[Prompt] Which lines hold the word "this"? Copy each of them from the material.
══ Dataset extract ══
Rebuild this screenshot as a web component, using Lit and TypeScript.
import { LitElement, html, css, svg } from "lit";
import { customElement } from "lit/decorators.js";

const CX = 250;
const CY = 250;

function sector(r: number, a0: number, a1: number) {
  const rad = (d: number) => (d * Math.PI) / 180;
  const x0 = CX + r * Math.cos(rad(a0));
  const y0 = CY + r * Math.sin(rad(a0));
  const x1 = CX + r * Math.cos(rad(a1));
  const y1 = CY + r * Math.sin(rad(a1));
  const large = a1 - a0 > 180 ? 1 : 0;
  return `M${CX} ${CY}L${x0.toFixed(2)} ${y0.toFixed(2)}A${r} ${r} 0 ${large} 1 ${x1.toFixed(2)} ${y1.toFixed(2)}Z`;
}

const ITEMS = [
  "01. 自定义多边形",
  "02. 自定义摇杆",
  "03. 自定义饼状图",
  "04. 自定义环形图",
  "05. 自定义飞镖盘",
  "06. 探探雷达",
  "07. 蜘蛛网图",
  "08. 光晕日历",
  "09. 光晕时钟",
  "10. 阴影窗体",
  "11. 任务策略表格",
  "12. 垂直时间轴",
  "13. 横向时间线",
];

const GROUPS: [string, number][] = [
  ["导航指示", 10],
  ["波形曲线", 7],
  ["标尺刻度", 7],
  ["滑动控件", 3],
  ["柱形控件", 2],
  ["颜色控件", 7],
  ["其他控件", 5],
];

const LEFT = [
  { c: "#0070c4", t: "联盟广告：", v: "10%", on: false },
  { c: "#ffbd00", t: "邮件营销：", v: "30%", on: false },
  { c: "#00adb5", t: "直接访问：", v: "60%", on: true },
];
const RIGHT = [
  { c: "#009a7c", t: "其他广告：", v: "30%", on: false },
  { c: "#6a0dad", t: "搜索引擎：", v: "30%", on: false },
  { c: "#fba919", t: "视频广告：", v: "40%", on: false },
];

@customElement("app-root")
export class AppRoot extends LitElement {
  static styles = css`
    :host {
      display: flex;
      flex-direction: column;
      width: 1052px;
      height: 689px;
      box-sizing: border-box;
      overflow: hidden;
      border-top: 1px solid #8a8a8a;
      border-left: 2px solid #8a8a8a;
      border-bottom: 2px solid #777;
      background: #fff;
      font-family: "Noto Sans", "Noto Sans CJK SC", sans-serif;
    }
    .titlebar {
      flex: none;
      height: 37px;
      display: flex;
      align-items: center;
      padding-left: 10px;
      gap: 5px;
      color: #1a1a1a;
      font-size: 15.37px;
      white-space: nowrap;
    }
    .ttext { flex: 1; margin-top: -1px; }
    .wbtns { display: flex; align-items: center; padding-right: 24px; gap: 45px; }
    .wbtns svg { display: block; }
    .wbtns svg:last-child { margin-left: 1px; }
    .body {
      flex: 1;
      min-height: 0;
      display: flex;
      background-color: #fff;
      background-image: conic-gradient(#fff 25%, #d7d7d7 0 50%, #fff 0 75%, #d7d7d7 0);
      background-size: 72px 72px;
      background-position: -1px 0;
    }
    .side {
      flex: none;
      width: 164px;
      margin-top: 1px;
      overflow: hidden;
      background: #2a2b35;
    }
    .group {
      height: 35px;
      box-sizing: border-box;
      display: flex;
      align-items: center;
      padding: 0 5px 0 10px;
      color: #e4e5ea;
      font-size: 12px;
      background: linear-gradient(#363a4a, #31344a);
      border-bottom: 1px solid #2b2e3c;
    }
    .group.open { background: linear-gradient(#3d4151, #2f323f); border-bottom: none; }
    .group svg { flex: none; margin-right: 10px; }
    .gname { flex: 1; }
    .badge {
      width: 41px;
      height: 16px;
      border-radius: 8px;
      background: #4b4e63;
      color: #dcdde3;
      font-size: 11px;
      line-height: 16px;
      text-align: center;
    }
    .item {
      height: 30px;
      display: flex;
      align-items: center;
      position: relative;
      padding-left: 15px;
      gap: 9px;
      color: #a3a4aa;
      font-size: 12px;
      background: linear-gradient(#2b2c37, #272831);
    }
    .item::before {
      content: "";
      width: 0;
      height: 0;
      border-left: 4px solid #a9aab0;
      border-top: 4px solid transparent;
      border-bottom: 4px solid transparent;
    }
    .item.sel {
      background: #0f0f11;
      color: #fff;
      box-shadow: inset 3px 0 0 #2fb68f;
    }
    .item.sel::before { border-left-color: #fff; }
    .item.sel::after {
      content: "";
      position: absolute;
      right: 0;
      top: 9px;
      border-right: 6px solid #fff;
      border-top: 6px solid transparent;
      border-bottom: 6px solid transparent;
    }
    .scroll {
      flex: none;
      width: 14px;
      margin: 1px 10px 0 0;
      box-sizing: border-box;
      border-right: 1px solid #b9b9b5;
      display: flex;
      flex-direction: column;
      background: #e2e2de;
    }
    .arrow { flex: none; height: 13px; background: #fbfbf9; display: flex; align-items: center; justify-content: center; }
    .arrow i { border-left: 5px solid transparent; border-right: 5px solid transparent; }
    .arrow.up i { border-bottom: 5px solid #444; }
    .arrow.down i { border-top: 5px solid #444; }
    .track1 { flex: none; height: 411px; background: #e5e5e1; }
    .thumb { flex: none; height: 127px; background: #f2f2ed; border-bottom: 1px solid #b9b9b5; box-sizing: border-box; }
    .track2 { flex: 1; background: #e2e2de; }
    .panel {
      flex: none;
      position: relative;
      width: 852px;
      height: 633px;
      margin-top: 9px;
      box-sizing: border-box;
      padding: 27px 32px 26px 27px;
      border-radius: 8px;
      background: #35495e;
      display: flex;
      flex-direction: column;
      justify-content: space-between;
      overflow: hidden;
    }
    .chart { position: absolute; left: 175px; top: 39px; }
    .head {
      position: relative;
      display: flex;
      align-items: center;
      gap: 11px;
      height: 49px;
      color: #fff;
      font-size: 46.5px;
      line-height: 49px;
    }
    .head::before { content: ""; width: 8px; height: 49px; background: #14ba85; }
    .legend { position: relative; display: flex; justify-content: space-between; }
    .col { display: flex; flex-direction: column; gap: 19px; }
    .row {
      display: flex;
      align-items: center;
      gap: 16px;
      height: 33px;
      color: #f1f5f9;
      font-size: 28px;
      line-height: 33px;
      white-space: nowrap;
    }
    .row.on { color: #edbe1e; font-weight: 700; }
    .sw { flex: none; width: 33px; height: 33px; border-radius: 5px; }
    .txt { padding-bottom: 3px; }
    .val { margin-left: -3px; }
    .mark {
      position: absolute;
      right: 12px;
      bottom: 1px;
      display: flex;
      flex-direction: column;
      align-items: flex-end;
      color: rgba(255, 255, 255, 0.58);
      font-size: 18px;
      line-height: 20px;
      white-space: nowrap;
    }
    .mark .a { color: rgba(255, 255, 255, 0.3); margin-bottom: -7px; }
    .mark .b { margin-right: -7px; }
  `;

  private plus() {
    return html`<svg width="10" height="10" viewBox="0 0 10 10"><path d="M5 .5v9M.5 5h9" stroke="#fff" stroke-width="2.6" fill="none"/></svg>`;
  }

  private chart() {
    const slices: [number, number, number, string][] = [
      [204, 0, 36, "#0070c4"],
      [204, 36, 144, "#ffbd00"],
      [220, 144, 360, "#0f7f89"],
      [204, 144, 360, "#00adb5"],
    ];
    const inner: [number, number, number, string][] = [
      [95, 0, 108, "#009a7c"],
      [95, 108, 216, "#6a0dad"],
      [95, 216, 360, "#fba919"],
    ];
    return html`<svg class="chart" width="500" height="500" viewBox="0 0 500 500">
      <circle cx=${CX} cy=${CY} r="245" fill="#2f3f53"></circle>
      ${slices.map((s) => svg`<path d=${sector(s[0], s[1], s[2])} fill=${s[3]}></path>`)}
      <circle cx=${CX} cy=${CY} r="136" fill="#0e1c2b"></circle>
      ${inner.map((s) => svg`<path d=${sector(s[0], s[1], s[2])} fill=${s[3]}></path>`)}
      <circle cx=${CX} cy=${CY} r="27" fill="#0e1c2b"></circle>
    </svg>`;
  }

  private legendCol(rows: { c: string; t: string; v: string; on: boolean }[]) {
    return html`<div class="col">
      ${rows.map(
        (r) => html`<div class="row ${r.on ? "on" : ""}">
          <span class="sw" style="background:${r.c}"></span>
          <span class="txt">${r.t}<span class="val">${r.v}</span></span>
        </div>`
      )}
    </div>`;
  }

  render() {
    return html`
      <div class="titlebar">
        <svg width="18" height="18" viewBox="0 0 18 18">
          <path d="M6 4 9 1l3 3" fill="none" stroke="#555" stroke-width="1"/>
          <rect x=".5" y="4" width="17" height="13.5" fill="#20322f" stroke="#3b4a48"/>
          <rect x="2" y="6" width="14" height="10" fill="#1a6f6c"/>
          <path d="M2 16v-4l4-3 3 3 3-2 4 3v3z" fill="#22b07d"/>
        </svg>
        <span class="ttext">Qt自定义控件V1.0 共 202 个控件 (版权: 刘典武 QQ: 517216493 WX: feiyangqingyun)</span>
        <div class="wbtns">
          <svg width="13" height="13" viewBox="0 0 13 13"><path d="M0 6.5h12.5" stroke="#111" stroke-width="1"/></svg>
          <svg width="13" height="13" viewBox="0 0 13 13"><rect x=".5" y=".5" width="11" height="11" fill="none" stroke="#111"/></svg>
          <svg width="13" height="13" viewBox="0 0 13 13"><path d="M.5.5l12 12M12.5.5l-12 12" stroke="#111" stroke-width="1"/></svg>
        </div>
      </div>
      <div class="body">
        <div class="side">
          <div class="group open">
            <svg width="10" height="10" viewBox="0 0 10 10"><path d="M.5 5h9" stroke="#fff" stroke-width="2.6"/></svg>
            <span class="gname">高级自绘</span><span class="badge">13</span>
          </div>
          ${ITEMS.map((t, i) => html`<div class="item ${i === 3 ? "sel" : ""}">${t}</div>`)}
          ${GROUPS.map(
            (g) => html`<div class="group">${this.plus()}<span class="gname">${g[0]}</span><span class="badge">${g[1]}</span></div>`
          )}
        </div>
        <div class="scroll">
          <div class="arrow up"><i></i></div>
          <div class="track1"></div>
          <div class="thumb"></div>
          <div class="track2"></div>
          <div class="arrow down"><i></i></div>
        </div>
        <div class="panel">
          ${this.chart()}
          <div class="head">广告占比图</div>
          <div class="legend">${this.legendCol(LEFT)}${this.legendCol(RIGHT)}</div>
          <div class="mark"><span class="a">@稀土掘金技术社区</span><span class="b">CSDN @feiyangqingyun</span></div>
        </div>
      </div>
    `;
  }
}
═══
[Solution to the problem]
Rebuild this screenshot as a web component, using Lit and TypeScript.
            (g) => html`<div class="group">${this.plus()}<span class="gname">${g[0]}</span><span class="badge">${g[1]}</span></div>`
          ${this.chart()}
          <div class="legend">${this.legendCol(LEFT)}${this.legendCol(RIGHT)}</div>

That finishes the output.